## [Source material]
####################

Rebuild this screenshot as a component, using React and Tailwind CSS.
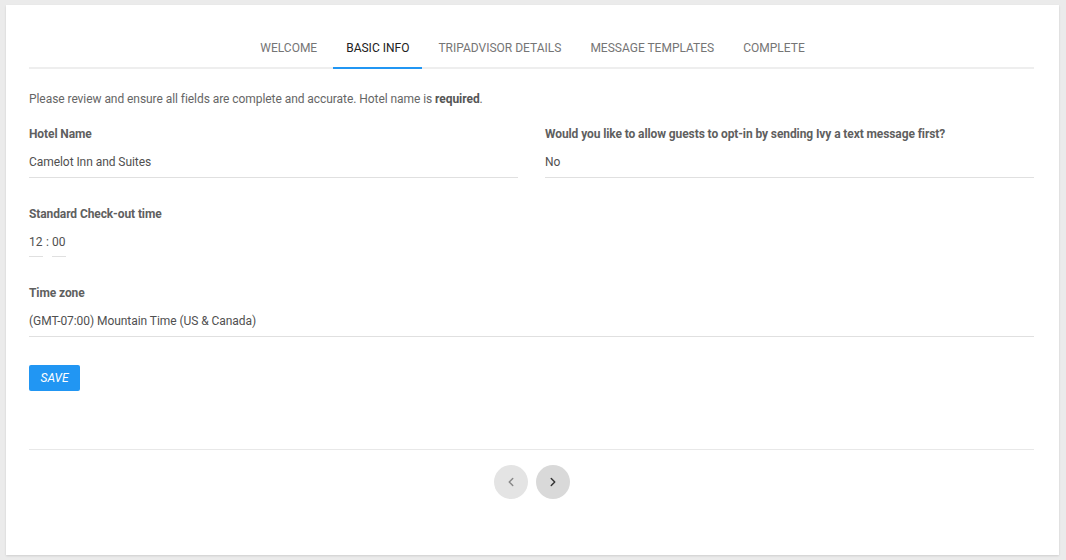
import React from "react";
import { ChevronLeft, ChevronRight } from "lucide-react";

const tabs = ["WELCOME", "BASIC INFO", "TRIPADVISOR DETAILS", "MESSAGE TEMPLATES", "COMPLETE"];

export default function App() {
  return (
    <div className="w-[1066px] h-[560px] bg-[#ebebeb] pt-[5px] px-[6px]" style={{ fontFamily: "Roboto, 'Liberation Sans', sans-serif" }}>
      <div className="bg-white h-[550px] w-[1053px] pt-[24px] pl-[23px] pr-[25px] shadow-[0_1px_2px_rgba(0,0,0,0.12)] flex flex-col">
        <div className="flex justify-center border-b-2 border-[#eeeeee] pl-[2px]">
          <div className="flex gap-[3px] -mb-[2px]">
            {tabs.map((t) => (
              <div
                key={t}
                className={
                  "h-[40px] px-[13px] flex items-center text-[12px] border-b-2 " +
                  (t === "BASIC INFO" ? "border-[#2196f3] text-[#212121]" : "border-transparent text-[#757575]")
                }
              >
                {t}
              </div>
            ))}
          </div>
        </div>

        <p className="mt-[22px] text-[12px] leading-[16px] text-[#666666] tracking-[-0.06px]">
          Please review and ensure all fields are complete and accurate. Hotel name is <b className="font-bold text-[#555]">required</b>.
        </p>

        <div className="mt-[19px] grid grid-cols-2 gap-[27px]">
          <div>
            <div className="text-[12px] leading-[16px] font-bold text-[#5f5f5f] tracking-[-0.1px]">Hotel Name</div>
            <div className="mt-[12px] pb-[7px] border-b border-[#e0e0e0] text-[12px] leading-[16px] text-[#505050] tracking-[-0.06px]">Camelot Inn and Suites</div>
          </div>
          <div>
            <div className="text-[12px] leading-[16px] font-bold text-[#5f5f5f] tracking-[-0.1px]">Would you like to allow guests to opt-in by sending Ivy a text message first?</div>
            <div className="mt-[12px] pb-[7px] border-b border-[#e0e0e0] text-[12px] leading-[16px] text-[#505050]">No</div>
          </div>
        </div>

        <div className="mt-[28px] text-[12px] leading-[16px] font-bold text-[#5f5f5f] tracking-[-0.1px]">Standard Check-out time</div>
        <div className="mt-[12px] flex items-start text-[12px] leading-[16px] text-[#505050]">
          <div className="w-[14px] pb-[6px] border-b border-[#e0e0e0]">12</div>
          <div className="px-[3px]">:</div>
          <div className="w-[14px] pb-[6px] border-b border-[#e0e0e0]">00</div>
        </div>

        <div className="mt-[28px] text-[12px] leading-[16px] font-bold text-[#5f5f5f] tracking-[-0.1px]">Time zone</div>
        <div className="mt-[12px] pb-[7px] border-b border-[#e0e0e0] text-[12px] leading-[16px] text-[#505050] tracking-[-0.06px]">(GMT-07:00) Mountain Time (US &amp; Canada)</div>

        <div className="mt-[28px]">
          <button className="w-[51px] h-[26px] bg-[#2196f3] rounded-[2px] text-white italic text-[12px] flex items-center justify-center">SAVE</button>
        </div>

        <div className="mt-[58px] border-t border-[#e8e8e8]"></div>

        <div className="mt-[15px] flex justify-center gap-[8px] pl-[1px]">
          <div className="w-[34px] h-[34px] rounded-full bg-[#e4e4e4] flex items-center justify-center">
            <ChevronLeft size={14} strokeWidth={2.5} color="#888888" />
          </div>
          <div className="w-[34px] h-[34px] rounded-full bg-[#d9d9d9] flex items-center justify-center">
            <ChevronRight size={14} strokeWidth={2.5} color="#333333" />
          </div>
        </div>
      </div>
    </div>
  );
}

####################

## [Task description]
Quote the listing above in full, except for the pictures.

## [Answer to the task]
Rebuild this screenshot as a component, using React and Tailwind CSS.
import React from "react";
import { ChevronLeft, ChevronRight } from "lucide-react";

const tabs = ["WELCOME", "BASIC INFO", "TRIPADVISOR DETAILS", "MESSAGE TEMPLATES", "COMPLETE"];

export default function App() {
  return (
    <div className="w-[1066px] h-[560px] bg-[#ebebeb] pt-[5px] px-[6px]" style={{ fontFamily: "Roboto, 'Liberation Sans', sans-serif" }}>
      <div className="bg-white h-[550px] w-[1053px] pt-[24px] pl-[23px] pr-[25px] shadow-[0_1px_2px_rgba(0,0,0,0.12)] flex flex-col">
        <div className="flex justify-center border-b-2 border-[#eeeeee] pl-[2px]">
          <div className="flex gap-[3px] -mb-[2px]">
            {tabs.map((t) => (
              <div
                key={t}
                className={
                  "h-[40px] px-[13px] flex items-center text-[12px] border-b-2 " +
                  (t === "BASIC INFO" ? "border-[#2196f3] text-[#212121]" : "border-transparent text-[#757575]")
                }
              >
                {t}
              </div>
            ))}
          </div>
        </div>

        <p className="mt-[22px] text-[12px] leading-[16px] text-[#666666] tracking-[-0.06px]">
          Please review and ensure all fields are complete and accurate. Hotel name is <b className="font-bold text-[#555]">required</b>.
        </p>

        <div className="mt-[19px] grid grid-cols-2 gap-[27px]">
          <div>
            <div className="text-[12px] leading-[16px] font-bold text-[#5f5f5f] tracking-[-0.1px]">Hotel Name</div>
            <div className="mt-[12px] pb-[7px] border-b border-[#e0e0e0] text-[12px] leading-[16px] text-[#505050] tracking-[-0.06px]">Camelot Inn and Suites</div>
          </div>
          <div>
            <div className="text-[12px] leading-[16px] font-bold text-[#5f5f5f] tracking-[-0.1px]">Would you like to allow guests to opt-in by sending Ivy a text message first?</div>
            <div className="mt-[12px] pb-[7px] border-b border-[#e0e0e0] text-[12px] leading-[16px] text-[#505050]">No</div>
          </div>
        </div>

        <div className="mt-[28px] text-[12px] leading-[16px] font-bold text-[#5f5f5f] tracking-[-0.1px]">Standard Check-out time</div>
        <div className="mt-[12px] flex items-start text-[12px] leading-[16px] text-[#505050]">
          <div className="w-[14px] pb-[6px] border-b border-[#e0e0e0]">12</div>
          <div className="px-[3px]">:</div>
          <div className="w-[14px] pb-[6px] border-b border-[#e0e0e0]">00</div>
        </div>

        <div className="mt-[28px] text-[12px] leading-[16px] font-bold text-[#5f5f5f] tracking-[-0.1px]">Time zone</div>
        <div className="mt-[12px] pb-[7px] border-b border-[#e0e0e0] text-[12px] leading-[16px] text-[#505050] tracking-[-0.06px]">(GMT-07:00) Mountain Time (US &amp; Canada)</div>

        <div className="mt-[28px]">
          <button className="w-[51px] h-[26px] bg-[#2196f3] rounded-[2px] text-white italic text-[12px] flex items-center justify-center">SAVE</button>
        </div>

        <div className="mt-[58px] border-t border-[#e8e8e8]"></div>

        <div className="mt-[15px] flex justify-center gap-[8px] pl-[1px]">
          <div className="w-[34px] h-[34px] rounded-full bg-[#e4e4e4] flex items-center justify-center">
            <ChevronLeft size={14} strokeWidth={2.5} color="#888888" />
          </div>
          <div className="w-[34px] h-[34px] rounded-full bg-[#d9d9d9] flex items-center justify-center">
            <ChevronRight size={14} strokeWidth={2.5} color="#333333" />
          </div>
        </div>
      </div>
    </div>
  );
}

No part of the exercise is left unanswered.